The challenge is not limited to Iraq and Afghanistan. An extended review of the World Bank efforts over the last decades shows how little good it did.¹ The nations that received most of the aid (especially in Africa) developed least, while the nations that received very little aid grew very fast (especially China, Singapore, South Korea, and Taiwan).
One may say that providing a robust guidance to development is the job of economists. However, obviously numerous social, cultural, and political factors play a key role in development—and in preventing it from taking off. The World Bank’s economists, for instance, only recently discovered that gross corruption and poor governance are major factors in hindering development. Economists are not particularly well-equipped to indicate how these factors may be turned about.

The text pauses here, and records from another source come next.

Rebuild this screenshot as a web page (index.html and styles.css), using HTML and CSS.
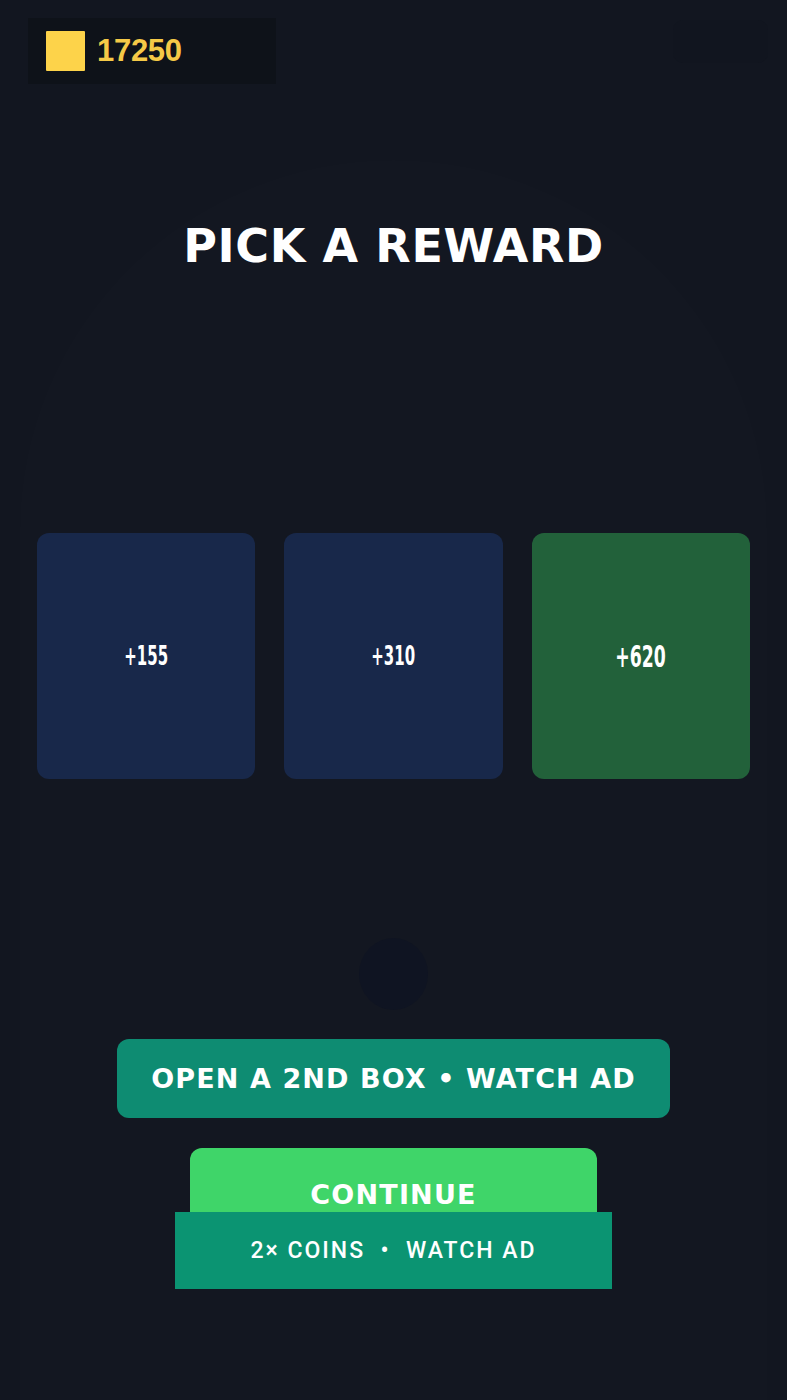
FILE: index.html
```html
<!DOCTYPE html>
<html lang="en">
<head>
<meta charset="utf-8">
<title>Pick a Reward</title>
<link rel="stylesheet" href="styles.css">
</head>
<body>
<div class="app">
  <div class="glow"></div>
  <header class="topbar">
    <div class="wallet">
      <span class="coin"></span>
      <span class="balance">17250</span>
    </div>
    <div class="ghost"></div>
  </header>

  <h1 class="title">PICK A REWARD</h1>

  <div class="cards">
    <div class="card"><span class="amount">+155</span></div>
    <div class="card"><span class="amount">+310</span></div>
    <div class="card card-best"><span class="amount">+620</span></div>
  </div>

  <div class="dot"></div>

  <button class="btn-open">OPEN A 2ND BOX • WATCH AD</button>

  <div class="continue-wrap">
    <button class="btn-continue">CONTINUE</button>
    <div class="ad-bar">2× COINS&nbsp;&nbsp;•&nbsp;&nbsp;WATCH AD</div>
  </div>
</div>
</body>
</html>
```

FILE: styles.css
```css
html, body {
  margin: 0;
  padding: 0;
}
body {
  background: #121620;
  font-family: "DejaVu Sans", "Liberation Sans", sans-serif;
  color: #fff;
}
.app {
  position: relative;
  width: 787px;
  height: 1400px;
  overflow: hidden;
  display: flex;
  flex-direction: column;
  align-items: center;
}
.glow {
  position: absolute;
  left: 20px;
  right: 20px;
  top: 160px;
  bottom: -300px;
  border-radius: 50% 50% 0 0 / 24% 24% 0 0;
  background: rgba(255, 255, 255, 0.006);
  pointer-events: none;
}
.topbar {
  position: relative;
  align-self: stretch;
  display: flex;
  justify-content: space-between;
  align-items: flex-start;
  padding: 18px 19px 0 28px;
}
.wallet {
  width: 248px;
  height: 66px;
  box-sizing: border-box;
  background: #0e1219;
  display: flex;
  align-items: center;
  gap: 12px;
  padding-left: 18px;
}
.coin {
  width: 39px;
  height: 40px;
  background: #fdd34a;
  border-radius: 1px;
}
.balance {
  font-family: "Liberation Sans", Arial, sans-serif;
  font-weight: 700;
  font-size: 31px;
  color: #f5c947;
  letter-spacing: -0.3px;
}
.ghost {
  margin-top: 2px;
  width: 95px;
  height: 43px;
  border-radius: 10px;
  background: #11151f;
}
.title {
  position: relative;
  margin: 135px 0 0;
  font-size: 46px;
  line-height: 54px;
  font-weight: 700;
  letter-spacing: 0.6px;
}
.cards {
  position: relative;
  align-self: stretch;
  margin-top: 260px;
  padding: 0 37px;
  display: grid;
  grid-template-columns: repeat(3, 1fr);
  gap: 29px;
}
.card {
  height: 246px;
  border-radius: 12px;
  background: #18284a;
  display: flex;
  align-items: center;
  justify-content: center;
  font-family: "DejaVu Sans Condensed", "DejaVu Sans", sans-serif;
  font-weight: 700;
  font-size: 26px;
}
.card-best {
  background: #22613a;
  font-size: 30px;
}
.amount {
  display: inline-block;
  transform: scaleX(0.64);
}
.dot {
  position: relative;
  margin-top: 159px;
  width: 69px;
  height: 72px;
  border-radius: 50%;
  background: #0f1422;
}
.btn-open {
  position: relative;
  margin-top: 29px;
  width: 553px;
  height: 79px;
  border: 0;
  border-radius: 12px;
  background: #0e8c72;
  color: #fff;
  font-family: "DejaVu Sans", sans-serif;
  font-weight: 700;
  font-size: 27px;
  letter-spacing: 1.1px;
  padding: 0;
}
.continue-wrap {
  position: relative;
  margin-top: 30px;
  width: 407px;
}
.btn-continue {
  display: flex;
  justify-content: center;
  align-items: flex-start;
  width: 100%;
  height: 82px;
  box-sizing: border-box;
  border: 0;
  border-radius: 12px;
  background: #3fd569;
  color: #fff;
  font-family: "DejaVu Sans", sans-serif;
  font-weight: 700;
  font-size: 27px;
  letter-spacing: 1.2px;
  line-height: 34px;
  padding: 30px 0 0;
}
.ad-bar {
  position: absolute;
  top: 64px;
  left: -15px;
  width: 437px;
  height: 77px;
  background: #0b9472;
  display: flex;
  align-items: center;
  justify-content: center;
  font-family: Roboto, "Liberation Sans", sans-serif;
  font-weight: 500;
  font-size: 23px;
  letter-spacing: 2px;
  color: #fff;
}
```
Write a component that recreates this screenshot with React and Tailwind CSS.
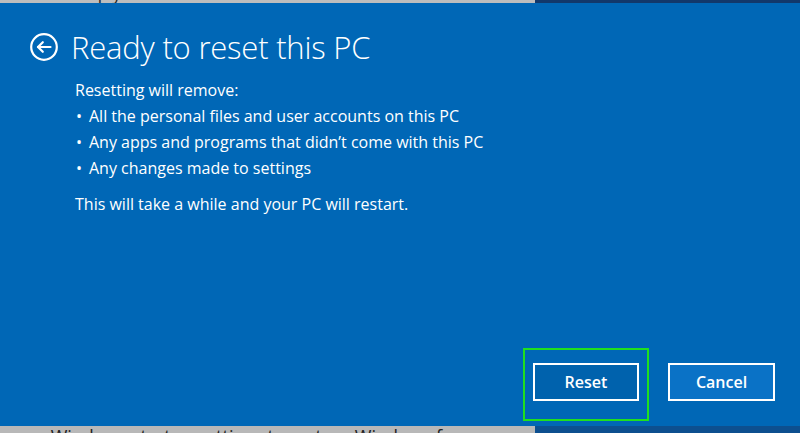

My fellow sociologists have much to give here. However, for their work to be as helpful as it ought to be, some codification of the myriad findings and insights of individual scholars is needed. This could be helped if the ASA would consider sponsoring another one of its masterful review volumes, as long as it was formed to help policymakers and citizens—rather than to speak only to fellow sociologists. Or, the ASA may consider forming a development codification standing workshop that will publish occasional papers. Surely other ways can be found. These lines are merely meant to try to open a dialogue on what needs to be done and how it might be done—to be of service to countries that call out for help.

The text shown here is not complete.